I would contend now that what this election means is that the referendum was not an endorsement of the Union so much as it was a narrow decision to give it one last chance. And that when David Cameron came out on the morning of September 19th to say it was England's turn now that all that unpleasantness was over with, and when Ed Miliband said, in effect, the other night that he rather preferred to idea of letting Cameron back into Downing Street than talk to Scottish people who haven't been hand picked by the Labour Party, you can't really blame us for not feeling the love.
But we did vote to give "Britain" one last chance to reinvent itself. Sending all those SNP MPs does not contradict that decision as the Daily Mail inter alia indignantly alleges. It is a condition of remaining in the UK that we represent ourselves within it differently. Britain has been reinvented by wars, an Empire and a Welfare State. What is happening in Scotland means that it needs to do it again. It's just that we insist on taking part in that reinvention this time, as ourselves, rather than as mendicants with a nationalist begging bowl.

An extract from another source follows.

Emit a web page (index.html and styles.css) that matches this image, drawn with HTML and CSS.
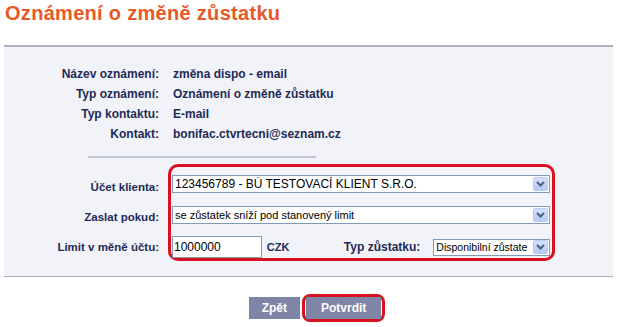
FILE: index.html
```html
<!DOCTYPE html>
<html lang="cs">
<head>
  <meta charset="UTF-8" />
  <title>Oznámení o změně zůstatku</title>
  <link rel="stylesheet" href="styles.css">
</head>
<body>

  <h1 class="page-title">Oznámení o změně zůstatku</h1>

  <!-- Panel -->
  <div class="panel">
    <div class="info">
      <span class="info-label">Název oznámení:</span>
      <span class="info-value">změna dispo - email</span>
      <span class="info-label">Typ oznámení:</span>
      <span class="info-value">Oznámení o změně zůstatku</span>
      <span class="info-label">Typ kontaktu:</span>
      <span class="info-value">E-mail</span>
      <span class="info-label">Kontakt:</span>
      <span class="info-value">bonifac.ctvrtecni@seznam.cz</span>
    </div>

    <div class="separator"></div>

    <div class="form">
      <div class="form-labels">
        <label>Účet klienta:</label>
        <label>Zaslat pokud:</label>
        <label>Limit v měně účtu:</label>
      </div>

      <div class="highlight">
        <div class="form-row">
          <div class="select wide">
            <span class="select-text">123456789 - BÚ TESTOVACÍ KLIENT S.R.O.</span>
            <span class="select-arrow"><svg width="9" height="6" viewBox="0 0 9 6"><path d="M1 1 L4.5 4.5 L8 1" fill="none" stroke="#4d6185" stroke-width="2"/></svg></span>
          </div>
        </div>
        <div class="form-row">
          <div class="select wide small">
            <span class="select-text">se zůstatek sníží pod stanovený limit</span>
            <span class="select-arrow"><svg width="9" height="6" viewBox="0 0 9 6"><path d="M1 1 L4.5 4.5 L8 1" fill="none" stroke="#4d6185" stroke-width="2"/></svg></span>
          </div>
        </div>
        <div class="form-row last">
          <div class="text-input">1000000</div>
          <span class="currency">CZK</span>
          <label class="inline-label">Typ zůstatku:</label>
          <div class="select narrow">
            <span class="select-text">Disponibilní zůstate</span>
            <span class="select-arrow"><svg width="9" height="6" viewBox="0 0 9 6"><path d="M1 1 L4.5 4.5 L8 1" fill="none" stroke="#4d6185" stroke-width="2"/></svg></span>
          </div>
        </div>
      </div>
    </div>
  </div>

  <!-- Buttons -->
  <div class="buttons">
    <button class="btn">Zpět</button>
    <span class="btn-ring"><button class="btn">Potvrdit</button></span>
  </div>

</body>
</html>
```

FILE: styles.css
```css
* {
  box-sizing: border-box;
  margin: 0;
  padding: 0;
}

body {
  font-family: 'Liberation Sans', Arial, sans-serif;
  background: #fff;
  color: #1e2a57;
  width: 618px;
  height: 327px;
  overflow: hidden;
}

.page-title {
  font-size: 20px;
  font-weight: bold;
  color: #e75a27;
  padding: 2px 0 0 5px;
  height: 45px;
  letter-spacing: 0.3px;
}

/* Panel */
.panel {
  margin: 0 5px 0 4px;
  background: #f2f3f8;
  border-top: 2px solid #aeb0bb;
  border-bottom: 1px solid #a9adbd;
  padding: 17px 0 14px;
  height: 232px;
}

.info {
  display: grid;
  grid-template-columns: 155px 1fr;
  column-gap: 14px;
  grid-auto-rows: 20px;
  align-items: center;
  font-size: 12px;
  font-weight: bold;
}

.info-label {
  text-align: right;
}

.separator {
  margin: 12px 0 0 84px;
  width: 228px;
  height: 2px;
  background: #c3c6d2;
}

/* Form */
.form {
  display: flex;
  margin-top: 6px;
}

.form-labels {
  width: 155px;
  display: flex;
  flex-direction: column;
  padding-top: 14px;
  gap: 12px;
  font-size: 11.5px;
  font-weight: bold;
  text-align: right;
}

.form-labels label {
  height: 18px;
  line-height: 18px;
}

.highlight {
  margin-left: 9px;
  width: 387px;
  height: 97px;
  border: 3px solid #d8101f;
  border-radius: 10px;
  padding: 8px 2px 0 1px;
}

.form-row {
  display: flex;
  align-items: center;
  height: 18px;
  margin-bottom: 13px;
}

.form-row.last {
  margin-top: -1px;
  height: 22px;
}

.select {
  display: flex;
  align-items: center;
  height: 18px;
  background: #fff;
  border: 1px solid #7f9db9;
  font-size: 12px;
  color: #000;
  overflow: hidden;
}

.select.wide {
  width: 378px;
}

.select.small {
  font-size: 11px;
}

.select.narrow {
  width: 117px;
  height: 17px;
  margin-left: 13px;
  font-size: 10.5px;
}

.select-text {
  flex-grow: 1;
  padding-left: 2px;
  white-space: nowrap;
  overflow: hidden;
}

.select-arrow {
  width: 15px;
  height: 14px;
  margin-right: 1px;
  display: flex;
  align-items: center;
  justify-content: center;
  border-radius: 2px;
  background: linear-gradient(#d6e2fc, #b3c8f5);
  border: 1px solid #b9cbf3;
  flex-shrink: 0;
}

.text-input {
  width: 90px;
  height: 22px;
  background: #fff;
  border: 1px solid #7f9db9;
  font-size: 12px;
  color: #000;
  padding: 3px 0 0 1px;
}

.currency {
  font-size: 11px;
  font-weight: bold;
  margin-left: 5px;
  width: 60px;
}

.inline-label {
  font-size: 12px;
  font-weight: bold;
  width: 94px;
  text-align: right;
}

/* Buttons */
.buttons {
  display: flex;
  justify-content: center;
  align-items: center;
  gap: 2px;
  padding: 17px 0 0 16px;
}

.btn {
  font-family: 'Liberation Sans', Arial, sans-serif;
  background: #7e85a6;
  color: #fff;
  font-weight: bold;
  font-size: 12px;
  border: none;
  height: 22px;
  padding: 0 13px;
}

.btn-ring {
  display: inline-flex;
  border: 3px solid #d8101f;
  border-radius: 8px;
  padding: 0 1px;
}

.btn-ring .btn {
  padding: 0 15px;
}
```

What happened last year is that the Better Together campaign succeeded in making the identity of "Britain", "the Establishment" and "the Labour Party" unequivocal in Scotland. Even with a No vote, however, paradoxically, against expectation, it equally unequivocally established that the sovereign power of decision as to what happens in Scotland was now and forever to be a matter for decision in Scotland.
We voted No. But
we voted. That turned out to be more important than the result. Because we had been told by the united chorus of the United Kingdom knew now that if we had dared to vote Yes, all these benevolent creatures would turn on us like wolverines in a sack. We got the message. That's why we're sending the SNP to Westminster. For self defense.
Still, one thing at a time. Next week, when the votes are counted, will come another defining and possibly final British National Moment. Whether and how it is followed, five or ten years from now, by a Scottish National Moment, is a question for all of us. Voting SNP is just our way of letting our brothers and sisters know that.